# Problem 2
Convolutional Networks: Many techniques correspond to incorporating certain prior knowledge
of the structure of the data into the parameterization of the model. Convolution operation, for
example, is designed for visual imagery.


Instructions: For this part of the assignment we will train a convolutional network on MNIST
for 10 epochs using your favorite deep learning frameworks such as Pytorch of Tensorflow.
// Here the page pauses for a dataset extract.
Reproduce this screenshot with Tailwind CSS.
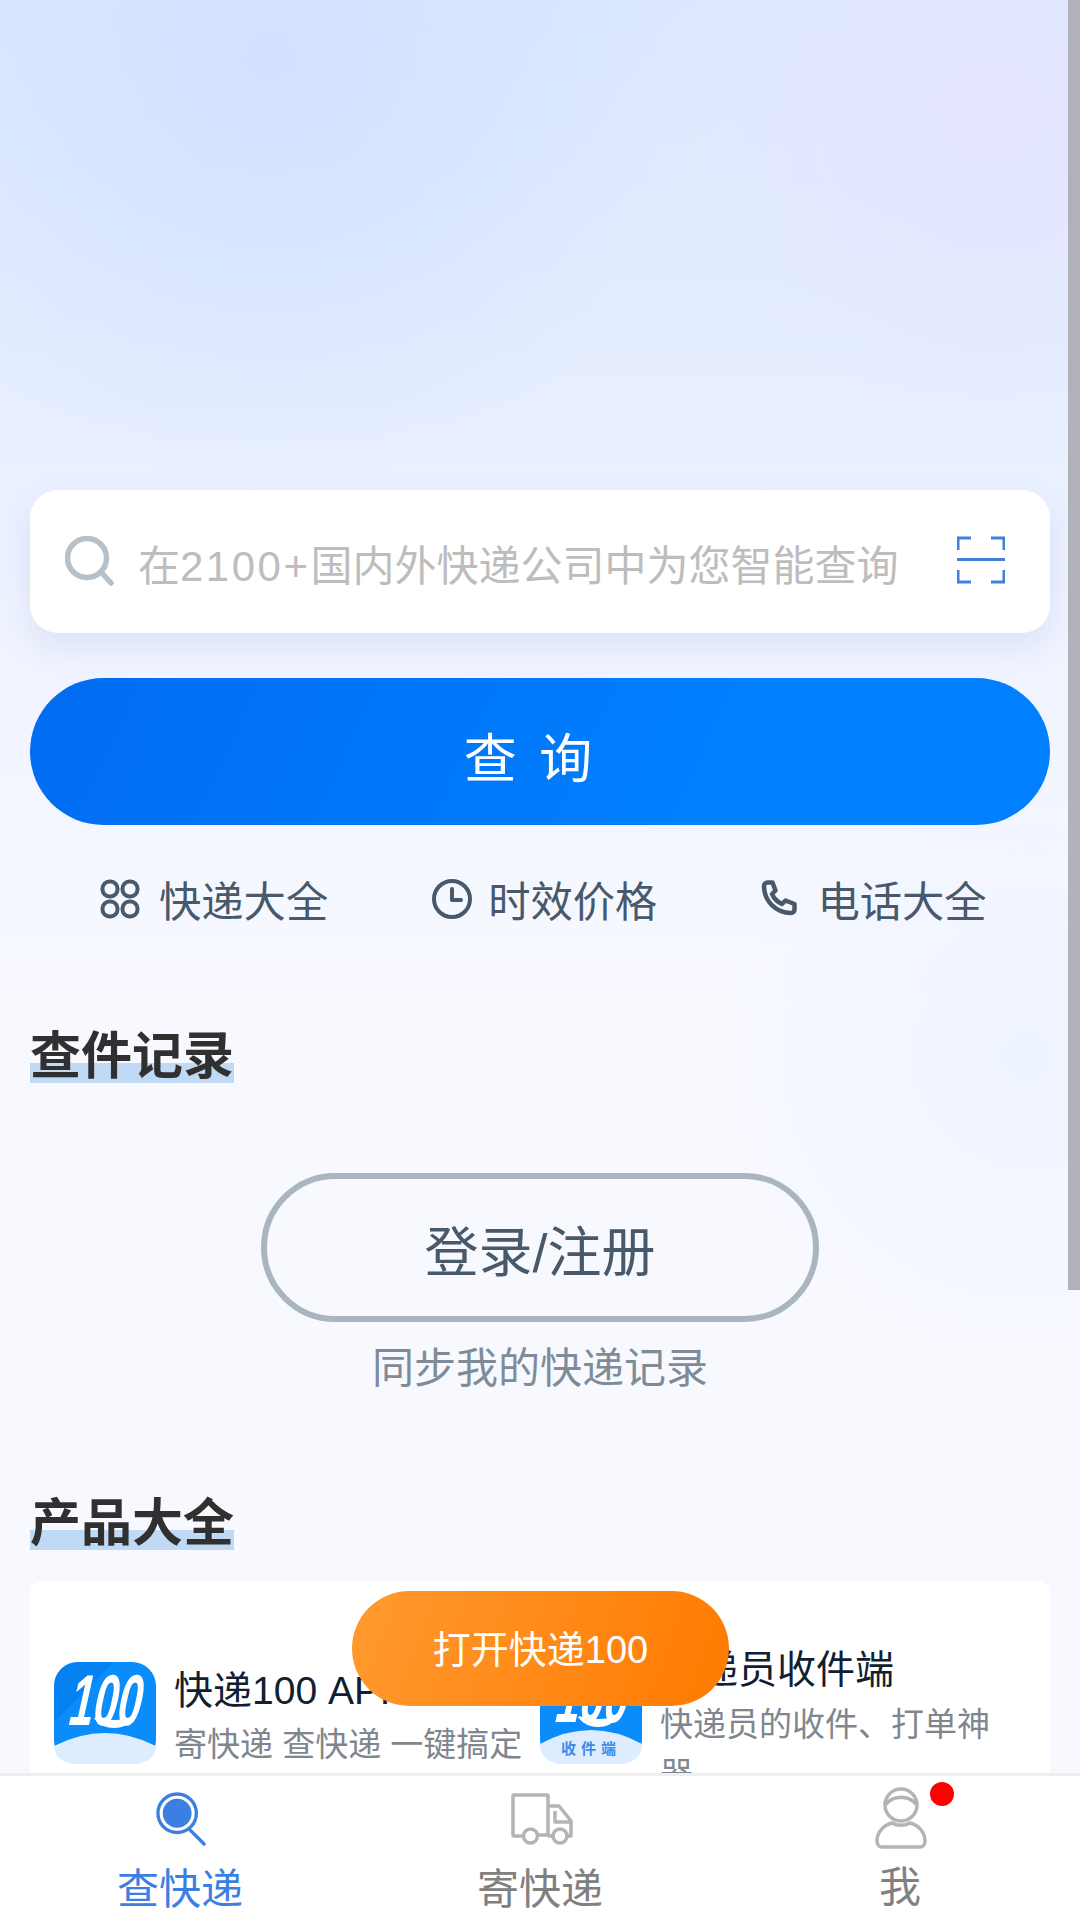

Plot the
train and valid errors at the end of each epoch for the model.
1. Come up with a CNN architecture with more or less similar number of parameters as MLP
trained in Problem 1 and describe it.
2. Compare the performances of CNN vs MLP. Comment.
You could take reference from the architecture mentioned here https://github.com/MaximumEntropy/welcome_tutorials/tree/pytorch/pytorch .

In [1]:
from __future__ import print_function
import time
import numpy as np
import matplotlib.pyplot as plt

In [2]:
import torch
import torch.nn as nn
import torch.optim as optim
import torch.nn.init as init
import torch.nn.functional as F

In [3]:
import torchvision
import torchvision.transforms

In [4]:
mnist_transforms = torchvision.transforms.Compose([torchvision.transforms.ToTensor()])
mnist_train = torchvision.datasets.MNIST(root='./data', train=True, transform=mnist_transforms, download=True)
mnist_test = torchvision.datasets.MNIST(root='./data', train=False, transform=mnist_transforms, download=True)

In [5]:
train_loader = torch.utils.data.DataLoader(mnist_train, batch_size=64, shuffle=True, num_workers=12)
test_loader = torch.utils.data.DataLoader(mnist_test, batch_size=64, shuffle=True, num_workers=12)

In [6]:
class Block(nn.Module):
    def __init__(self, n_channels):
        super(Block, self).__init__()
        self.c = nn.Sequential(
            nn.Conv2d(n_channels, n_channels, kernel_size=3, stride=1, padding=1),
            nn.ReLU(True),
            nn.Conv2d(n_channels, n_channels, kernel_size=3, stride=1, padding=1)
        )
        self.relu = nn.ReLU(True)
        
    def forward(self, x):
        return self.relu(self.c(x) + x)
      
class SuperBlock(nn.Module):
    def __init__(self, n_channels):
        super(SuperBlock, self).__init__()
        self.out = nn.Sequential(
            Block(n_channels),
            Block(n_channels),
            Block(n_channels),
            Block(n_channels),
            Block(n_channels))
        
    def forward(self, x):
        return self.out(x)
        
class ConvLayer(nn.Module):
    def __init__(self, in_channels, out_channels):
        super(ConvLayer, self).__init__()
        self.out = nn.Sequential(
            nn.Conv2d(in_channels=in_channels, out_channels=out_channels, kernel_size=(3, 3), padding=1),
            nn.Dropout(p=0.5),
            nn.ReLU(True),
            nn.MaxPool2d(kernel_size=(2, 2), stride=2))
        
    def forward(self, x):
        return self.out(x)
        
class Classifier(nn.Module):
    def __init__(self, out_n):
        super(Classifier, self).__init__()
        
        self.resnet_fake = nn.Sequential(
            ConvLayer(1,16),
            SuperBlock(16),
            ConvLayer(16,32),
            SuperBlock(32),
            ConvLayer(32,64),
            SuperBlock(64),
            ConvLayer(64,128)
            )
        
        self.linear = nn.Linear(128,10)

    def forward(self, x):
        x = self.resnet_fake(x)
        return self.linear(x.squeeze())

    
cuda_available = torch.cuda.is_available()
clf = Classifier(128)
if cuda_available:
    clf = clf.cuda()
optimizer = torch.optim.Adam(clf.parameters(), lr=1e-4)
criterion = nn.CrossEntropyLoss()

def count_parameters(model):
    return sum(p.numel() for p in model.parameters() if p.requires_grad)
number_of_parameters = count_parameters(clf)
print('Number of parameters : %d' % (number_of_parameters))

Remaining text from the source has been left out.